In fact, let’s make this interactive. What is your favourite example of slow, quiet, little-noticed progress, whether gleaned from statistics or your personal experience? Leave a note in the comments.
Now, let me close with a photo of another swan.
This one is not a trumpeter. It’s a mute swan, in London’s Hyde Park, on a crisp December morning two years ago.
I share it because it was a wonderful morning that lingers in memory. And this particular swan is, I think you’ll agree, positively regal.

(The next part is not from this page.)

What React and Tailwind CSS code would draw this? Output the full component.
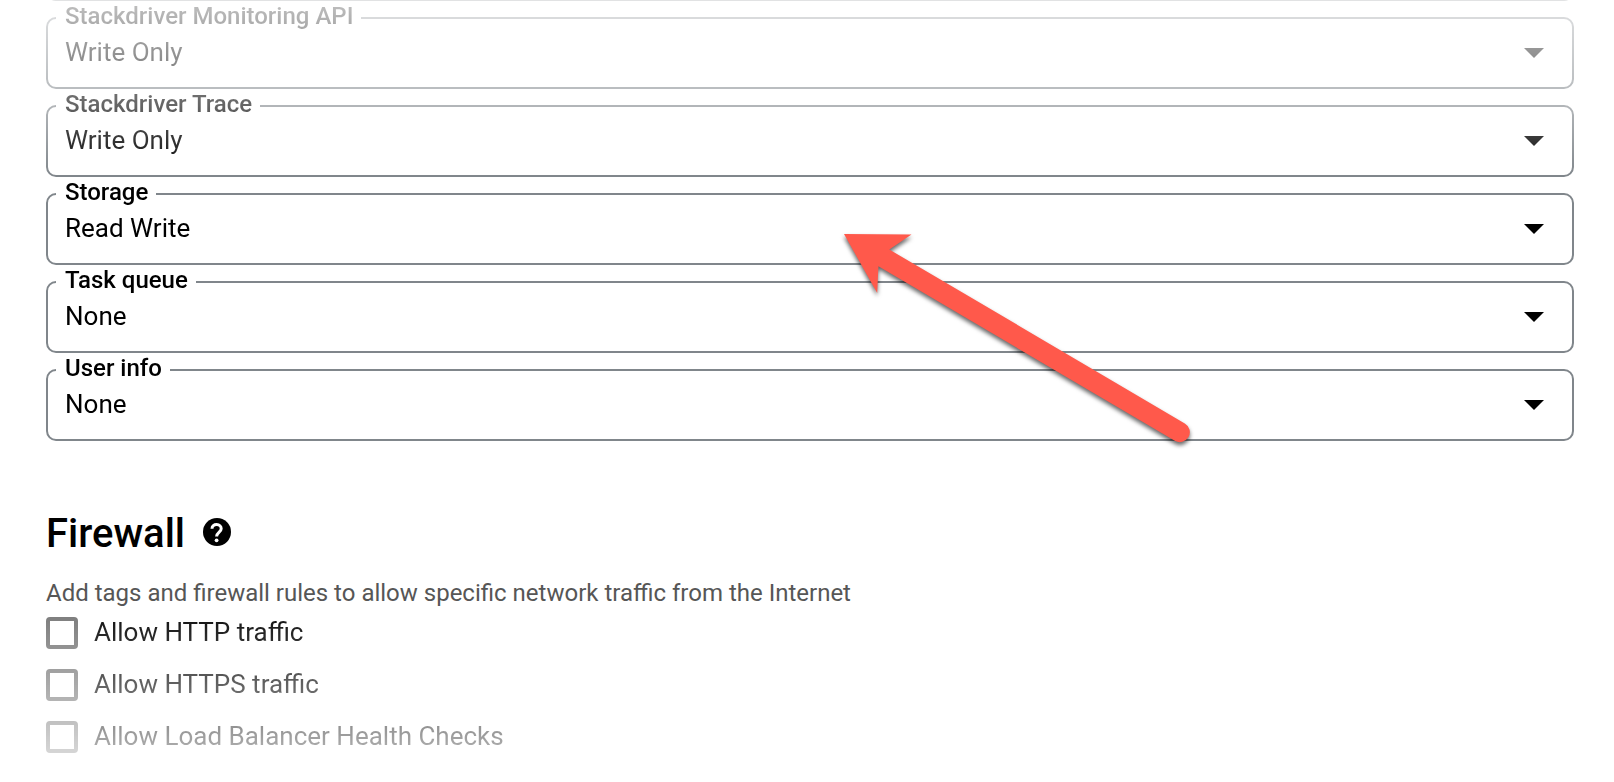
import React from "react";

const scopes = [
  { id: "monitoring", label: "Stackdriver Monitoring API", value: "Write Only" },
  { id: "trace", label: "Stackdriver Trace", value: "Write Only" },
  { id: "storage", label: "Storage", value: "Read Write" },
  { id: "task-queue", label: "Task queue", value: "None" },
  { id: "user-info", label: "User info", value: "None" },
];

const rules = [
  { id: "http", label: "Allow HTTP traffic" },
  { id: "https", label: "Allow HTTPS traffic" },
  { id: "health", label: "Allow Load Balancer Health Checks" },
];

function ScopeField({ id, label, value }) {
  return (
    <fieldset className="min-w-0 rounded-[10px] border-2 border-[#80868b]">
      <legend className="ml-2 h-6 pr-2 pl-[9px] text-[24px] leading-5 font-medium">
        <label htmlFor={id}>{label}</label>
      </legend>
      <div className="relative -mt-[11px] flex h-[68px] items-center">
        <select
          id={id}
          defaultValue={value}
          className="h-full w-full appearance-none bg-transparent px-[17px] pb-[2px] text-[26px] leading-8 text-black"
        >
          <option>{value}</option>
        </select>
        <svg
          aria-hidden="true"
          viewBox="0 0 20 10"
          className="pointer-events-none absolute right-7 h-[10px] w-5"
        >
          <path d="M0 0H20L10 10Z" fill="currentColor" />
        </svg>
      </div>
    </fieldset>
  );
}

function Arrow() {
  return (
    <svg
      aria-hidden="true"
      viewBox="834 224 370 230"
      className="pointer-events-none absolute top-[224px] left-[834px] h-[230px] w-[370px] drop-shadow-[0_3px_2px_rgba(0,0,0,0.6)]"
    >
      <path
        d="M844 234L911.5 234.6L889.3 249.5L1184.8 423.4A10 10 0 0 1 1174.8 440.8L878.4 266.2L877.2 293Z"
        fill="#ff594b"
      />
    </svg>
  );
}

function HelpIcon() {
  return (
    <svg viewBox="0 0 28 28" className="size-7" aria-hidden="true">
      <circle cx="14" cy="14" r="14" fill="black" />
      <path
        d="M9 10.8C9 8.2 11 6.6 13.7 6.6S18.2 8.3 18.2 10.7C18.2 14 13.6 14.2 13.6 18.6"
        fill="none"
        stroke="white"
        strokeWidth="3"
      />
      <circle cx="13.6" cy="22.3" r="1.9" fill="white" />
    </svg>
  );
}

export default function App() {
  return (
    <main className="relative min-h-screen overflow-hidden bg-white font-['Roboto',sans-serif] text-black">
      <section
        aria-label="Access scopes"
        className="flex flex-col gap-[5px] overflow-hidden pr-10 pl-[46px] [mask-image:linear-gradient(to_bottom,rgba(0,0,0,0.24),rgba(0,0,0,0.42)_52px,rgba(0,0,0,0.6)_105px,black_177px)]"
      >
        <div
          aria-hidden="true"
          className="-mt-[11px] h-3 rounded-b-[10px] border-2 border-t-0 border-[#80868b]"
        />
        {scopes.map((scope) => (
          <ScopeField key={scope.id} {...scope} />
        ))}
      </section>
      <Arrow />

      <section className="pt-[69px] pr-10 pl-[46px]">
        <div className="flex items-center gap-[18px]">
          <h2 className="text-[40px] leading-[48px] font-medium">Firewall</h2>
          <button type="button" aria-label="Help about firewall" className="pb-1">
            <HelpIcon />
          </button>
        </div>
        <p className="mt-[19px] text-[24px] leading-8 text-[#565656]">
          Add tags and firewall rules to allow specific network traffic from the Internet
        </p>
        <div className="mt-2 flex flex-col gap-5 [mask-image:linear-gradient(to_bottom,rgba(0,0,0,0.93),rgba(0,0,0,0.3))]">
          {rules.map((rule) => (
            <div key={rule.id} className="flex h-8 items-center gap-4">
              <input
                id={rule.id}
                type="checkbox"
                className="size-8 appearance-none rounded-[4px] border-4 border-[#757575] checked:bg-[#757575]"
              />
              <label htmlFor={rule.id} className="pb-[2px] text-[26px] leading-8">
                {rule.label}
              </label>
            </div>
          ))}
        </div>
      </section>
    </main>
  );
}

I loved this article. I spend weeks paddling in eastern Ontario every year, mostly on the Rideau Waterway. I started noticing the occasional trumpeter swan a few years ago, and dutifully reported them to the agency that was tracking them. A couple of years ago they notified me that there was no need to report anymore, the species was doing just fine. This made me very happy. My favourite swan story involves a flotilla of three who objected to my paddling too close to their spot. Being attacked in a kayak by three thirty-pound birds is a high point in my paddling career. Through sheer good luck I didn't capsize. They followed me relentlessly down the lake, squawking and strafing me as I sprinted away. These birds have attitude. You asked for another good news story: Loons are everywhere now. Ten years ago I photographed every one I saw. Now there are so many of them that I don't really bother, unless its an adult with young very close to the boat.
The trumpeter swan’s comeback is such a wonderful story . Anyone looking to dive deeper, check into the story of Ralph Edwards, the 'Caruso of Lonesome Lake.' He played a pivotal role in the 1950s by protecting a small group of swans near Bella Coola, BC, helping to ensure their survival in the region and likely the reason we are now seeing them regularly near us on Vancouver Island.